Two Air Force Academy cadets found dead on campus within 48 hours of each other
By HEATHER BENIT | STARS AND STRIPES Published: March 30, 2020
Two cadets who were due to graduate from the Air Force Academy in May were found dead in their rooms on campus last week.
The first death occurred Thursday, the academy said in a statement released after an online briefing with staff and cadets, most of whom left campus just over two weeks ago as the institution stepped up its fight against the coronavirus.
Two days later, officials told the community in another online briefing that a second cadet had been found dead in his room at the Colorado Springs, Colo.-based academy, several cadets and an alumnus told Stars and Stripes, asking not to be named because they were not authorized to comment.
Superintendent Lt. Gen. Jay Silveria confirmed the deaths Monday.
“I am heartbroken to confirm that since Thursday we have mourned the loss of two of our First-Class cadets here on our campus, and our entire Academy community is understandably shaken,” he said in a statement.

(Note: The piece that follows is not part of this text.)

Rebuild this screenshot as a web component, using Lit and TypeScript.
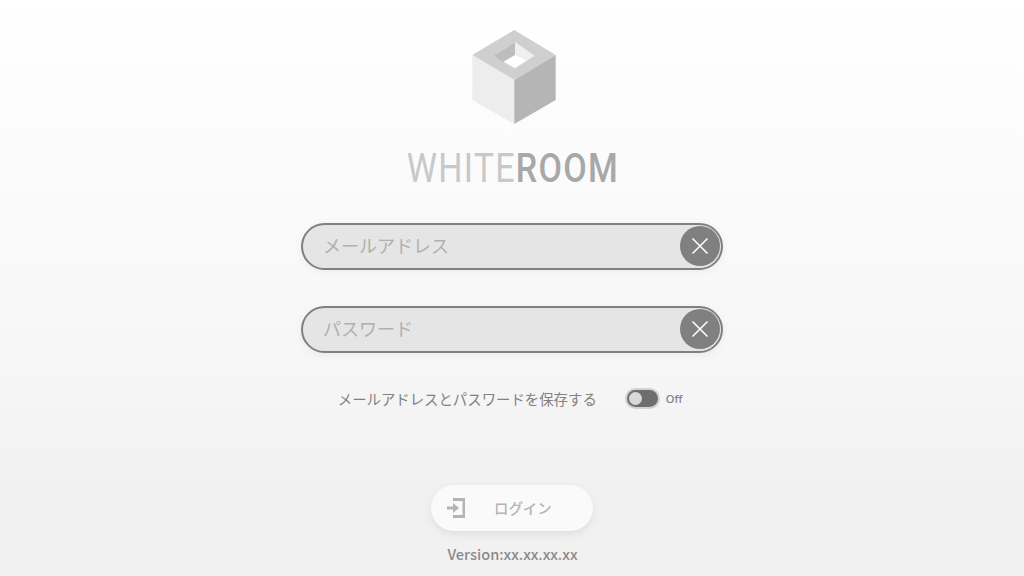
import { css, html, LitElement } from "lit";
import { customElement, property } from "lit/decorators.js";

@customElement("clear-field")
export class ClearField extends LitElement {
  static styles = css`
    :host {
      display: block;
    }
    .field {
      box-sizing: border-box;
      width: 422px;
      height: 47px;
      padding: 0 1px 1px 20px;
      display: flex;
      align-items: center;
      border: 2px solid #808080;
      border-radius: 24px;
      background: #e5e5e5;
      box-shadow: 0 2px 8px rgba(0, 0, 0, 0.05);
    }
    input {
      flex: 1;
      min-width: 0;
      border: 0;
      padding: 0 0 2px;
      outline: 0;
      background: transparent;
      font: 18px "Noto Sans CJK JP", "Noto Sans", sans-serif;
      color: #666;
    }
    input::placeholder {
      color: #b0b0b0;
      opacity: 1;
    }
    button {
      width: 40px;
      height: 40px;
      padding: 0;
      border: 0;
      border-radius: 50%;
      background: #808080;
      display: grid;
      place-items: center;
    }
  `;

  @property() placeholder = "";

  render() {
    return html`<div class="field">
      <input placeholder=${this.placeholder} />
      <button aria-label="clear">
        <svg width="18" height="18" viewBox="0 0 18 18" fill="none" stroke="#fff" stroke-width="1.5">
          <path d="M1.5 1.5 16.5 16.5M16.5 1.5 1.5 16.5" />
        </svg>
      </button>
    </div>`;
  }
}

@customElement("app-root")
export class AppRoot extends LitElement {
  static styles = css`
    :host {
      display: flex;
      flex-direction: column;
      align-items: center;
      height: 576px;
      overflow: hidden;
      background: linear-gradient(#fff 0%, #fafafa 36%, #f7f7f7 60%, #f1f1f1 85%);
      font-family: "Noto Sans CJK JP", "Noto Sans", sans-serif;
    }
    .cube {
      display: block;
      margin-top: 29px;
      margin-left: 4px;
    }
    .wordmark {
      margin-top: 21px;
      margin-left: 1px;
      height: 44px;
      font: 400 41px/44px Roboto, "Noto Sans", sans-serif;
      letter-spacing: 1.5px;
      color: #c8c8c8;
      transform: scaleX(0.83);
      white-space: nowrap;
    }
    .wordmark b {
      font-weight: 500;
      color: #a8a8a8;
    }
    .fields {
      margin-top: 33px;
      display: flex;
      flex-direction: column;
      gap: 36px;
    }
    .save {
      margin-top: 31px;
      margin-left: -4px;
      height: 28px;
      display: flex;
      align-items: center;
      font-size: 14.4px;
      color: #828282;
    }
    .toggle {
      margin-left: 30px;
      box-sizing: border-box;
      width: 31px;
      height: 17px;
      padding: 2px;
      border-radius: 9px;
      background: #6e6e6e;
      box-shadow: 0 0 0 2px #d2d2d2;
      display: flex;
      align-items: center;
    }
    .toggle i {
      width: 13px;
      height: 13px;
      border-radius: 50%;
      background: #d8d8d8;
    }
    .off {
      margin-left: 8px;
      padding-top: 1px;
      font: 500 11px "Noto Sans", sans-serif;
      color: #808080;
    }
    .login {
      margin-top: 73px;
      box-sizing: border-box;
      width: 162px;
      height: 46px;
      padding: 0 0 0 15px;
      border: 0;
      border-radius: 23px;
      background: #fafafa;
      box-shadow: 0 3px 9px rgba(0, 0, 0, 0.08);
      display: flex;
      align-items: center;
      font: 500 14.4px "Noto Sans CJK JP", sans-serif;
      color: #b4b4b4;
    }
    .login span {
      margin-left: 28px;
      padding-bottom: 2px;
    }
    .version {
      margin-top: 12px;
      margin-left: 1px;
      font: 500 14.6px/22px "Noto Sans CJK JP", "Noto Sans", sans-serif;
      color: #8a8a8a;
    }
  `;

  render() {
    return html`
      <svg class="cube" width="86" height="96" viewBox="471 29 86 96">
        <path d="M514.3 30 555.7 55 514.3 80 472.3 55Z" fill="#cfcfcf" />
        <path d="M472.3 55 514.3 80V124L472.3 100Z" fill="#ededed" />
        <path d="M514.3 80 555.7 55V100L514.3 124Z" fill="#b5b5b5" />
        <path d="M515 42.3 534.3 55.7 515 68.3 493.3 55.7Z" fill="#fff" />
        <path d="M515 42.3V55L503 62 493.3 55.7Z" fill="#bdbdbd" />
        <path d="M515 42.3 534.3 55.7 526.5 60.5 515 55Z" fill="#efefef" />
      </svg>
      <div class="wordmark">WHITE<b>ROOM</b></div>
      <div class="fields">
        <clear-field placeholder="メールアドレス"></clear-field>
        <clear-field placeholder="パスワード"></clear-field>
      </div>
      <div class="save">
        メールアドレスとパスワードを保存する
        <div class="toggle"><i></i></div>
        <span class="off">Off</span>
      </div>
      <button class="login">
        <svg width="20" height="22" viewBox="0 0 20 22" fill="#b4b4b4">
          <path d="M7 1H19V21H7V18H16.5V4H7Z" />
          <path d="M1 9.5H7V6L13 11 7 16V12.5H1Z" />
        </svg>
        <span>ログイン</span>
      </button>
      <div class="version">Version:xx.xx.xx.xx</div>
    `;
  }
}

Although next-of-kin have been notified, the academy would continue to withhold the identities of the cadets and most of the details surrounding their deaths, out of respect for the families’ privacy, Silveria said. He did, however, say that neither death was related to the coronavirus.
The deceased were male “firsties” from squadrons 7 and 8, several cadets and an alumnus said. They would have been commissioned as second lieutenants when they graduated in 59 days.
“We still intend for the Class of 2020 to graduate in May,” Silveria said.
The only cadets remaining on campus are graduating seniors and a handful of others who couldn’t head home when most of the nearly 4,000 cadets at the academy were dismissed in mid-March. The unprecedented move was taken to allow seniors to be housed in individual rooms, where they also take online classes, so they can follow social-distancing guidelines, which are considered key in stopping the spread of the coronavirus.
In addition to being isolated in their rooms, seniors are barred from leaving the campus and several academy traditions have been stripped away, both by the need to adapt to life with the virus and because of leadership changes.
Both deaths “happened behind closed doors,” said an alumnus with knowledge of the situation.
But after consulting with the cadets on campus, and medical professionals “about how to balance cadet safety during a pandemic by providing the same sense of family and teamwork cadets are used to … we are allowing two cadets in a room again if they so choose,” Silveria said.
No positive cases had been reported at the academy when the lower classes were dismissed, but since then, two of the seniors who stayed behind have been diagnosed with the virus, academy leadership said Friday. They are in isolation and are being closely monitored.
Two civilian employees and an active-duty service member have also been confirmed to have the virus, which in some cases causes severe lung illness.
“We are fighting two adversaries, mental resiliency and COVID-19,” a senior, who asked not to be named, said in a blog post.
He and his classmates are “being asked to adopt a deployment-like intensity with our school work and personal development during what was supposed to be the most enjoyable and exciting time of our cadet careers,” he wrote.
But, he added, “Beyond any grieving, beyond any ‘bad day’, beyond any sort of excuse there might be to want to give up and go home, that just isn’t an option for our class … we must do whatever it takes to hit that finish line because our Air Force needs us.”